How many bit strings have length 8?
How many bit strings have length 8 and begin with 3 0’s?
How many bit strings have length 8 and begin and end with a 1?
4.
A coin is tossed four times. Each time the result \(H\) for heads or \(T\) for tails is recorded. Assume heads and tails are equally likely on each toss.
How many distinct outcomes are possible?
What is the probability that exactly two heads occur?
What is the probability that exactly one head occurs?
5.
Suppose a license plate consists of four letters followed by three digits.
How many different license plates are possible?
How many license plates could begin with an \(A\) and end with 0?
How many license plates could begin with \(CATS\text{?}\)
How many license plates are possible if you cannot repeat a letter or number (all the letters and numbers are distinct)?
How many license plates could begin with \(IF\) and have no repeated letters or numbers?
6.
Consider all two digit integers 10-99.
How many integers are there from 10 through 99?
How many odd integers are there from 10 through 99?
How many integers from 10 through 99 have distinct digits?
How many odd integers from 10 through 99 have distinct digits?
What is the probability that a randomly chosen two-digit number has distinct digits? has distinct digits and is odd?
7.
We want to count the number of possible functions from a finite set to a finite set.

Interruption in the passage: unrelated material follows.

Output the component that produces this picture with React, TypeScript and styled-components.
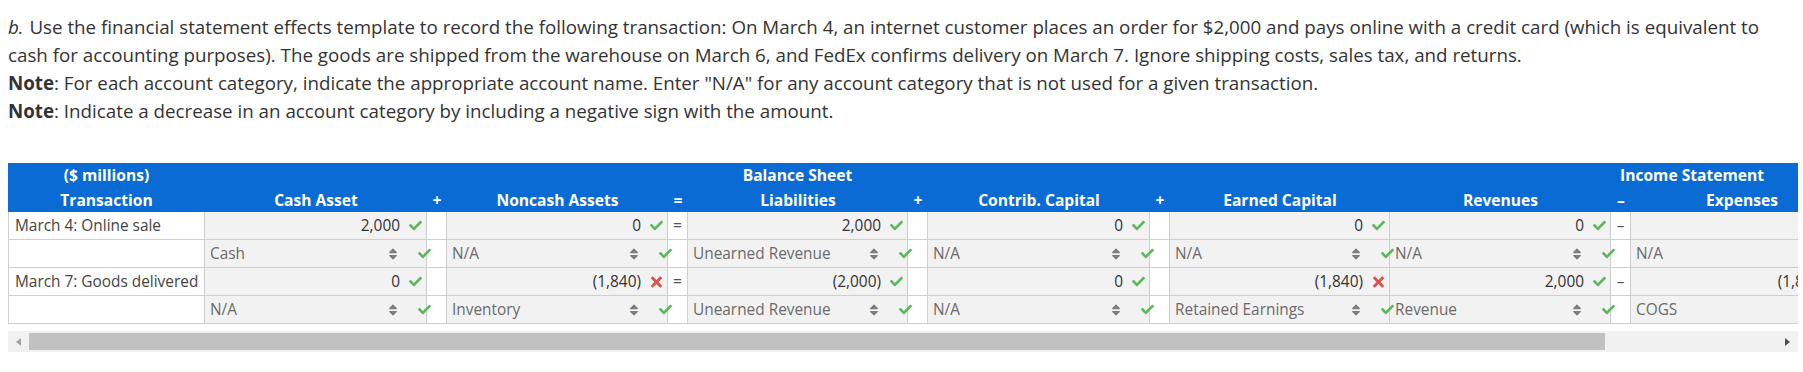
import React from "react";
import styled, { createGlobalStyle } from "styled-components";
import { FaCheck, FaTimes, FaSort } from "react-icons/fa";

const GlobalStyle = createGlobalStyle`
  body {
    margin: 0;
    background: #fff;
    font-family: "Open Sans", "Noto Sans", "Liberation Sans", sans-serif;
  }
`;

type AmountCol = { kind: "amt"; title: string };
type OpCol = { kind: "op"; sign: string; bodySign: string };
type Col = AmountCol | OpCol;

const columns: Col[] = [
  { kind: "amt", title: "Cash Asset" },
  { kind: "op", sign: "+", bodySign: "" },
  { kind: "amt", title: "Noncash Assets" },
  { kind: "op", sign: "=", bodySign: "=" },
  { kind: "amt", title: "Liabilities" },
  { kind: "op", sign: "+", bodySign: "" },
  { kind: "amt", title: "Contrib. Capital" },
  { kind: "op", sign: "+", bodySign: "" },
  { kind: "amt", title: "Earned Capital" },
  { kind: "amt", title: "Revenues" },
  { kind: "op", sign: "–", bodySign: "–" },
  { kind: "amt", title: "Expenses" },
  { kind: "op", sign: "=", bodySign: "=" },
  { kind: "amt", title: "Net Income" },
];

const colWidths = [197, 222, 20, 221, 20, 220, 20, 222, 20, 220, 221, 20, 222, 20, 121];

type Amount = { value: string; ok: boolean };

type Transaction = {
  label: string;
  amounts: Amount[];
  accounts: string[];
};

// 8 amount columns: cash, noncash, liab, contrib, earned, rev, exp, ni
const transactions: Transaction[] = [
  {
    label: "March 4: Online sale",
    amounts: [
      { value: "2,000", ok: true },
      { value: "0", ok: true },
      { value: "2,000", ok: true },
      { value: "0", ok: true },
      { value: "0", ok: true },
      { value: "0", ok: true },
      { value: "0", ok: true },
      { value: "0", ok: true },
    ],
    accounts: ["Cash", "N/A", "Unearned Revenue", "N/A", "N/A", "N/A", "N/A", ""],
  },
  {
    label: "March 7: Goods delivered",
    amounts: [
      { value: "0", ok: true },
      { value: "(1,840)", ok: false },
      { value: "(2,000)", ok: true },
      { value: "0", ok: true },
      { value: "(1,840)", ok: false },
      { value: "2,000", ok: true },
      { value: "(1,840)", ok: true },
      { value: "160", ok: true },
    ],
    accounts: ["N/A", "Inventory", "Unearned Revenue", "N/A", "Retained Earnings", "Revenue", "COGS", ""],
  },
];

const Mark = ({ ok }: { ok: boolean }) =>
  ok ? (
    <CheckMark>
      <FaCheck size={13} />
    </CheckMark>
  ) : (
    <CrossMark>
      <FaTimes size={16} />
    </CrossMark>
  );

export default function App() {
  const renderAmountRow = (t: Transaction) => {
    let i = 0;
    return (
      <>
        <LabelCell>{t.label}</LabelCell>
        {columns.map((c, idx) => {
          if (c.kind === "op") return <OpCell key={idx}>{c.bodySign}</OpCell>;
          const a = t.amounts[i++];
          return (
            <InputCell key={idx}>
              <span>{a.value}</span>
              <Mark ok={a.ok} />
            </InputCell>
          );
        })}
      </>
    );
  };

  const renderAccountRow = (t: Transaction) => {
    let i = 0;
    return (
      <>
        <LabelCell />
        {columns.map((c, idx) => {
          if (c.kind === "op") return <OpCell key={idx} />;
          const name = t.accounts[i++];
          if (!name) return <InputCell key={idx} />;
          return (
            <SelectCell key={idx}>
              <SelectText>{name}</SelectText>
              <SortIcon>
                <FaSort size={14} />
              </SortIcon>
              <SelectCheck>
                <FaCheck size={13} />
              </SelectCheck>
            </SelectCell>
          );
        })}
      </>
    );
  };

  return (
    <Page>
      <GlobalStyle />
      <Prompt>
        <Para>
          <Part>b.</Part> Use the financial statement effects template to record the following transaction: On March 4,
          an internet customer places an order for $2,000 and pays online with a credit card (which is equivalent to
          cash for accounting purposes). The goods are shipped from the warehouse on March 6, and FedEx confirms
          delivery on March 7. Ignore shipping costs, sales tax, and returns.
        </Para>
        <Para>
          <strong>Note</strong>: For each account category, indicate the appropriate account name. Enter "N/A" for any
          account category that is not used for a given transaction.
        </Para>
        <Para>
          <strong>Note</strong>: Indicate a decrease in an account category by including a negative sign with the
          amount.
        </Para>
      </Prompt>

      <Scroller>
        <Grid>
          <HeadCell $row={1}>($ millions)</HeadCell>
          <HeadCell $row={1} $span={9}>
            Balance Sheet
          </HeadCell>
          <HeadCell $row={1} $span={5}>
            Income Statement
          </HeadCell>

          <HeadCell $row={2}>Transaction</HeadCell>
          {columns.map((c, idx) => (
            <HeadCell key={idx} $row={2}>
              {c.kind === "amt" ? c.title : c.sign}
            </HeadCell>
          ))}

          {transactions.map((t, idx) => (
            <React.Fragment key={idx}>
              {renderAmountRow(t)}
              {renderAccountRow(t)}
            </React.Fragment>
          ))}
        </Grid>
      </Scroller>

      <ScrollBar>
        <ScrollButton>
          <svg width="5" height="8" viewBox="0 0 5 8">
            <polygon points="5,0 5,8 0,4" fill="#a3a3a3" />
          </svg>
        </ScrollButton>
        <ScrollThumb />
        <ScrollButton $end>
          <svg width="5" height="8" viewBox="0 0 5 8">
            <polygon points="0,0 0,8 5,4" fill="#505050" />
          </svg>
        </ScrollButton>
      </ScrollBar>
    </Page>
  );
}

const Page = styled.div`
  padding: 13px 5px 16px 8px;
`;

const Prompt = styled.div`
  margin-bottom: 38px;
  color: #333;
  font-size: 18.75px;
  line-height: 28px;
`;

const Para = styled.p`
  margin: 0;

  strong {
    font-weight: 700;
  }
`;

const Part = styled.span`
  font-style: italic;
  padding-right: 1px;
`;

const Scroller = styled.div`
  width: 1790px;
  overflow: hidden;
`;

const Grid = styled.div`
  display: grid;
  grid-template-columns: ${colWidths.map((w) => `${w}px`).join(" ")};
  grid-template-rows: 24px 25px repeat(4, 28px);
  width: max-content;
  font-size: 15.4px;
`;

const HeadCell = styled.div<{ $row: 1 | 2; $span?: number }>`
  grid-column: span ${({ $span }) => $span ?? 1};
  box-sizing: border-box;
  padding-top: ${({ $row }) => ($row === 1 ? "0" : "1px")};
  background: #0b6bd5;
  color: #fff;
  font-weight: 700;
  font-size: 15.6px;
  text-align: center;
  white-space: nowrap;
  line-height: 24px;
`;

const BodyCell = styled.div`
  box-sizing: border-box;
  border-right: 1px solid #cfcfcf;
  border-bottom: 1px solid #cfcfcf;
  line-height: 27px;
  white-space: nowrap;
`;

const LabelCell = styled(BodyCell)`
  border-left: 1px solid #cfcfcf;
  padding-left: 6px;
  color: #444;
  background: #fff;
`;

const OpCell = styled(BodyCell)`
  background: #fff;
  color: #555;
  text-align: center;
`;

const InputCell = styled(BodyCell)`
  display: flex;
  align-items: center;
  justify-content: flex-end;
  gap: 9px;
  padding-right: 4px;
  background: #f2f2f2;
  color: #333;
`;

const CheckMark = styled.span`
  display: inline-flex;
  justify-content: center;
  width: 13px;
  color: #5cb85c;
`;

const CrossMark = styled(CheckMark)`
  color: #d9534f;
`;

const SelectCell = styled(BodyCell)`
  display: flex;
  align-items: center;
  padding-left: 5px;
  background: #f2f2f2;
  color: #6a6a6a;
`;

const SelectText = styled.span`
  flex: 1;
`;

const SortIcon = styled.span`
  display: inline-flex;
  margin-right: 18px;
  color: #7d7d7d;
`;

const SelectCheck = styled.span`
  position: relative;
  z-index: 1;
  display: inline-flex;
  margin-right: -5px;
  color: #5cb85c;
`;

const ScrollBar = styled.div`
  display: flex;
  width: 1790px;
  height: 21px;
  margin-top: 7px;
  background: #f1f1f1;
`;

const ScrollButton = styled.div<{ $end?: boolean }>`
  display: flex;
  align-items: center;
  justify-content: center;
  width: 21px;
  margin-left: ${({ $end }) => ($end ? "auto" : "0")};
`;

const ScrollThumb = styled.div`
  width: 1576px;
  margin: 2px 0;
  background: #c1c1c1;
`;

You may need to recall the definition of a function, Definition 7.1.1.
How many functions are there from a set with three elements to a set with four elements?
How many functions are there from a set with five elements to a set with two elements?
How many functions are there from a set with \(m\) elements to a set with \(n\) elements, where \(m\) and \(n\) are positive integers?
8.
We consider various arrangements of the letters in the word \(ALGORITHM\text{.}\)
How many ways can the letters of the word \(ALGORITHM\) be arranged in a row?
How many ways can the letters of the word \(ALGORITHM\) be arranged in a row if \(A\) and \(L\) must remain together (in order) as a unit?
How many ways can the letters of the word \(ALGORITHM\) be arranged in a row if the letters \(GOR\) must remain together (in order) as a unit?